Ton immigrated to the United States in 1977 and is fluent in the Vietnamese language.

He received a Bachelor of Science degree from Southeastern in 1984 and a Master of Art in National Security Affairs from the Naval Postgraduate School in 2000.

In addition, his wife, older brother, and a cousin are Southeastern graduates.

           Rick Wells is the Principal and Founder of Wells Hospitality Group, LLC, One Heart Ventures, LLC, and The Seed Project Foundation.

Wells Hospitality Group is the developer and co-owner of McKinney (Texas)-based Rick’s Chophouse, Harvest Seasonal Kitchen, and Sterling Events and Catering. Each of these entities has won numerous awards ranging from Top Ten Restaurants in north Texas, Wine Spectator Award of Excellence, to the Top 10 Best New Restaurants in the Dallas area.

Wells also owns Water Boy Farms, an organic flower, vegetable, and honey bee farm in Lucas, Texas.

His background includes multi-unit management in the corporate, casual-dining segment during its explosive growth in the ‘80s and ‘90s with Bennigan’s and Dallas-based Sambuca Restaurant Group.

In addition, he and his wife Robbin own The Goddard School of McKinney, an early-childhood development center for children ages six weeks to six years.

Active in his community, Wells is Past President of the Samaritan Inn, Past President of The Foundation for Lovejoy Schools, and former Chairman of the McKinney Chamber Services Media Inc. He received the Good Samaritan Award in 2011, Business of the Year in 2012, Civic Leader of the Year in 2013, and the Texas A&M AgriLife 2015 Horticulture Award.

Wells earned his Bachelor’s Degree in Business Administration from Southeastern in 1984. The Sterling, Colorado, native graduated from Antlers High School.

While at Southeastern, Wells was president of Sigma Tau Gamma, and his father and brother are also SE graduates.
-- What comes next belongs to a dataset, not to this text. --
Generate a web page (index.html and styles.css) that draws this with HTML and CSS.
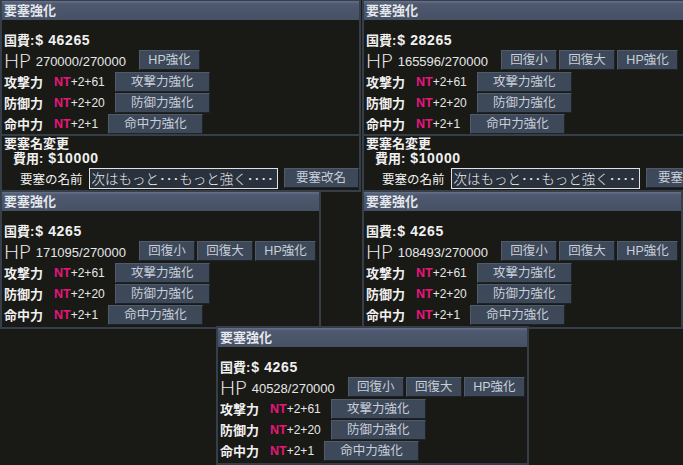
FILE: index.html
```html
<!DOCTYPE html>
<html lang="ja">
<head>
  <meta charset="UTF-8" />
  <title>要塞強化</title>
  <link rel="stylesheet" href="styles.css">
</head>
<body>
  <div class="desk">

    <section class="win win-a">
      <div class="win-title">要塞強化</div>
      <div class="win-body">
        <div class="funds">国費:<span class="cash">$ 46265</span></div>
        <div class="hp-row">
          <span class="hp-label">HP</span><span class="hp-num">270000/270000</span>
          <button class="btn btn-hp">HP強化</button>
        </div>
        <div class="stat-row first">
          <span class="stat-name">攻撃力</span><span class="nt">NT</span><span class="stat-val">+2+61</span>
          <button class="btn btn-stat">攻撃力強化</button>
        </div>
        <div class="stat-row">
          <span class="stat-name">防御力</span><span class="nt">NT</span><span class="stat-val">+2+20</span>
          <button class="btn btn-stat">防御力強化</button>
        </div>
        <div class="stat-row">
          <span class="stat-name">命中力</span><span class="nt">NT</span><span class="stat-val">+2+1</span>
          <button class="btn btn-stat">命中力強化</button>
        </div>
      </div>
    </section>

    <section class="win win-b">
      <div class="win-title">要塞強化</div>
      <div class="win-body">
        <div class="funds">国費:<span class="cash">$ 28265</span></div>
        <div class="hp-row">
          <span class="hp-label">HP</span><span class="hp-num">165596/270000</span>
          <button class="btn btn-heal">回復小</button>
          <button class="btn btn-heal">回復大</button>
          <button class="btn btn-hp">HP強化</button>
        </div>
        <div class="stat-row first">
          <span class="stat-name">攻撃力</span><span class="nt">NT</span><span class="stat-val">+2+61</span>
          <button class="btn btn-stat">攻撃力強化</button>
        </div>
        <div class="stat-row">
          <span class="stat-name">防御力</span><span class="nt">NT</span><span class="stat-val">+2+20</span>
          <button class="btn btn-stat">防御力強化</button>
        </div>
        <div class="stat-row">
          <span class="stat-name">命中力</span><span class="nt">NT</span><span class="stat-val">+2+1</span>
          <button class="btn btn-stat">命中力強化</button>
        </div>
      </div>
    </section>

    <section class="win rename rename-a">
      <div class="rename-title">要塞名変更</div>
      <div class="rename-cost">費用:<span class="cash">$10000</span></div>
      <div class="rename-row">
        <span class="rename-label">要塞の名前</span>
        <input class="name-input" type="text" value="次はもっと･･･もっと強く････">
        <button class="btn btn-rename">要塞改名</button>
      </div>
    </section>

    <section class="win rename rename-b">
      <div class="rename-title">要塞名変更</div>
      <div class="rename-cost">費用:<span class="cash">$10000</span></div>
      <div class="rename-row">
        <span class="rename-label">要塞の名前</span>
        <input class="name-input" type="text" value="次はもっと･･･もっと強く････">
        <button class="btn btn-rename">要塞改名</button>
      </div>
    </section>

    <section class="win win-c">
      <div class="win-title">要塞強化</div>
      <div class="win-body">
        <div class="funds">国費:<span class="cash">$ 4265</span></div>
        <div class="hp-row">
          <span class="hp-label">HP</span><span class="hp-num">171095/270000</span>
          <button class="btn btn-heal">回復小</button>
          <button class="btn btn-heal">回復大</button>
          <button class="btn btn-hp">HP強化</button>
        </div>
        <div class="stat-row first">
          <span class="stat-name">攻撃力</span><span class="nt">NT</span><span class="stat-val">+2+61</span>
          <button class="btn btn-stat">攻撃力強化</button>
        </div>
        <div class="stat-row">
          <span class="stat-name">防御力</span><span class="nt">NT</span><span class="stat-val">+2+20</span>
          <button class="btn btn-stat">防御力強化</button>
        </div>
        <div class="stat-row">
          <span class="stat-name">命中力</span><span class="nt">NT</span><span class="stat-val">+2+1</span>
          <button class="btn btn-stat">命中力強化</button>
        </div>
      </div>
    </section>

    <section class="win win-d">
      <div class="win-title">要塞強化</div>
      <div class="win-body">
        <div class="funds">国費:<span class="cash">$ 4265</span></div>
        <div class="hp-row">
          <span class="hp-label">HP</span><span class="hp-num">108493/270000</span>
          <button class="btn btn-heal">回復小</button>
          <button class="btn btn-heal">回復大</button>
          <button class="btn btn-hp">HP強化</button>
        </div>
        <div class="stat-row first">
          <span class="stat-name">攻撃力</span><span class="nt">NT</span><span class="stat-val">+2+61</span>
          <button class="btn btn-stat">攻撃力強化</button>
        </div>
        <div class="stat-row">
          <span class="stat-name">防御力</span><span class="nt">NT</span><span class="stat-val">+2+20</span>
          <button class="btn btn-stat">防御力強化</button>
        </div>
        <div class="stat-row">
          <span class="stat-name">命中力</span><span class="nt">NT</span><span class="stat-val">+2+1</span>
          <button class="btn btn-stat">命中力強化</button>
        </div>
      </div>
    </section>

    <section class="win win-e">
      <div class="win-title">要塞強化</div>
      <div class="win-body">
        <div class="funds">国費:<span class="cash">$ 4265</span></div>
        <div class="hp-row">
          <span class="hp-label">HP</span><span class="hp-num">40528/270000</span>
          <button class="btn btn-heal">回復小</button>
          <button class="btn btn-heal">回復大</button>
          <button class="btn btn-hp">HP強化</button>
        </div>
        <div class="stat-row first">
          <span class="stat-name">攻撃力</span><span class="nt">NT</span><span class="stat-val">+2+61</span>
          <button class="btn btn-stat">攻撃力強化</button>
        </div>
        <div class="stat-row">
          <span class="stat-name">防御力</span><span class="nt">NT</span><span class="stat-val">+2+20</span>
          <button class="btn btn-stat">防御力強化</button>
        </div>
        <div class="stat-row">
          <span class="stat-name">命中力</span><span class="nt">NT</span><span class="stat-val">+2+1</span>
          <button class="btn btn-stat">命中力強化</button>
        </div>
      </div>
    </section>

  </div>
</body>
</html>
```

FILE: styles.css
```css
:root {
  --fondo: #191a16;
  --borde: #363e4a;
  --texto: #f0f0f0;
  --boton: #3d4859;
  --boton-texto: #c8cfd9;
  --nt: #e8157a;
}

body {
  margin: 0;
  background: var(--fondo);
  color: var(--texto);
  font-family: "Liberation Sans", "Noto Sans CJK JP", sans-serif;
  font-size: 13px;
}

.desk {
  position: relative;
  width: 683px;
  height: 465px;
  overflow: hidden;
}

/* ventanas sobre el escritorio */
.win {
  position: absolute;
  box-sizing: border-box;
  border: 2px solid var(--borde);
  background: var(--fondo);
}

.win-a { left: 0; top: -1px; width: 361px; }
.win-b { left: 362px; top: -1px; width: 361px; }
.rename-a { left: 0; top: 134px; width: 361px; }
.rename-b { left: 362px; top: 134px; width: 361px; }
.win-c { left: 0; top: 190px; width: 321px; }
.win-d { left: 362px; top: 190px; width: 321px; }
.win-e { left: 216px; top: 326px; width: 313px; }

.win-title {
  height: 19px;
  line-height: 19px;
  padding-left: 2px;
  font-weight: bold;
  color: #e4e7ec;
  background: linear-gradient(#66718a 0, #4e596f 3px, #465166 100%);
}

.win-body {
  padding: 12px 2px 2px 2px;
}

.funds {
  height: 17px;
  line-height: 17px;
  font-weight: bold;
}

.cash {
  font-size: 14px;
  letter-spacing: 0.6px;
  margin-left: 1px;
}

.hp-row,
.stat-row,
.rename-row {
  display: flex;
  align-items: center;
  white-space: nowrap;
}

.hp-row > *,
.stat-row > *,
.rename-row > * {
  flex-shrink: 0;
}

.hp-row {
  height: 21px;
}

.hp-label {
  font-family: "Lato", "Open Sans", sans-serif;
  font-weight: 300;
  font-size: 20px;
  line-height: 20px;
  margin-top: 1px;
}

.hp-num {
  margin-left: 5px;
  margin-right: 11px;
  margin-top: 4px;
  color: #e6e6e6;
}

.stat-row {
  height: 21px;
}

.stat-row.first {
  margin-top: 1px;
}

.stat-name {
  font-weight: bold;
  margin-right: 11px;
}

.nt {
  color: var(--nt);
  font-weight: bold;
  font-size: 12.5px;
}

.stat-val {
  font-size: 12px;
  color: #e6e6e6;
  margin-right: 10px;
}

.btn {
  box-sizing: border-box;
  height: 20px;
  padding: 0;
  border: 1px solid;
  border-color: #4f5b6c #1e232a #1e232a #4f5b6c;
  background: var(--boton);
  color: var(--boton-texto);
  font-family: "Liberation Sans", "Noto Sans CJK JP", sans-serif;
  font-size: 12.5px;
  line-height: 18px;
  text-align: center;
}

.btn-heal { width: 56px; margin-left: 2px; }
.btn-hp { width: 61px; margin-left: 2px; }
.btn-stat { width: 95px; }
.btn-rename { width: 75px; }

/* cambio de nombre */
.rename {
  padding: 1px 2px 1px 2px;
}

.rename-title {
  font-weight: bold;
  line-height: 14px;
}

.rename-cost {
  font-weight: bold;
  line-height: 14px;
  padding-left: 9px;
}

.rename-cost .cash {
  margin-left: 5px;
}

.rename-row {
  gap: 6px;
  margin-top: 1px;
  padding-left: 16px;
  height: 22px;
}

.rename-label {
  font-size: 12.5px;
}

.name-input {
  box-sizing: border-box;
  width: 189px;
  height: 21px;
  margin: 0;
  padding: 0 2px;
  border: 1px solid #e2e2e2;
  background: #29313c;
  color: #ececec;
  font-family: "Noto Sans CJK JP", sans-serif;
  font-weight: 300;
  font-size: 13.5px;
  outline: none;
}
```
The late Dr. Herbert J. “Herb” Taylor did pioneering work in the fields of chromosomes and DNA.  He verified by experiment, many of the theories that Francis Crick and James Watson held with regards to DNA. Crick and Watson, along with Maurice Wilkins, won the 1962 Nobel Prize in Medicine for their discovery of the structure of DNA.

In 2006, a Cold Spring Harbor Laboratory textbook stated that Taylor “comes as close as anyone to being considered the father of the field of chromosomes.”  He published more than 100 scholarly papers in the field.

In 1960, Taylor co-founded the American Society for Cell Biology, which is still active today.  He was elected to the National Academy of Sciences in 1977, which is one of the highest honors a scientist can hold.

Taylor graduated from Southeastern in 1939 with a double major in biology and mathematics.  In 1941, he received his M.S. in botany and bacteriology from the University of Oklahoma and in 1944, received his PhD in Biology from the University of Virginia.

Taylor took time off from his studies during World War II to serve in the South Pacific as a sergeant in the Army Medical Corps.  After the war, he became an assistant professor of botany, first at the University of Oklahoma, then the University of Tennessee, and then landing in 1951 at Columbia University.  Taylor’s final stop was at Florida State University, where he was hired as an associate professor of botany and later became a full professor of cell biology.

The Corsicana, Texas, native died in 1998 at the age of 82.  In 2005, Florida State University published his biography entitled, J. Herbert Taylor: DNA Pioneer.

Other traditional homecoming events include the parade, alumni golf tournament, pre-game tailgating, and football game. Kickoff is scheduled for 2 p.m. on Saturday, October 26, at Paul Laird Field as the Southeastern Savage Storm host Henderson State.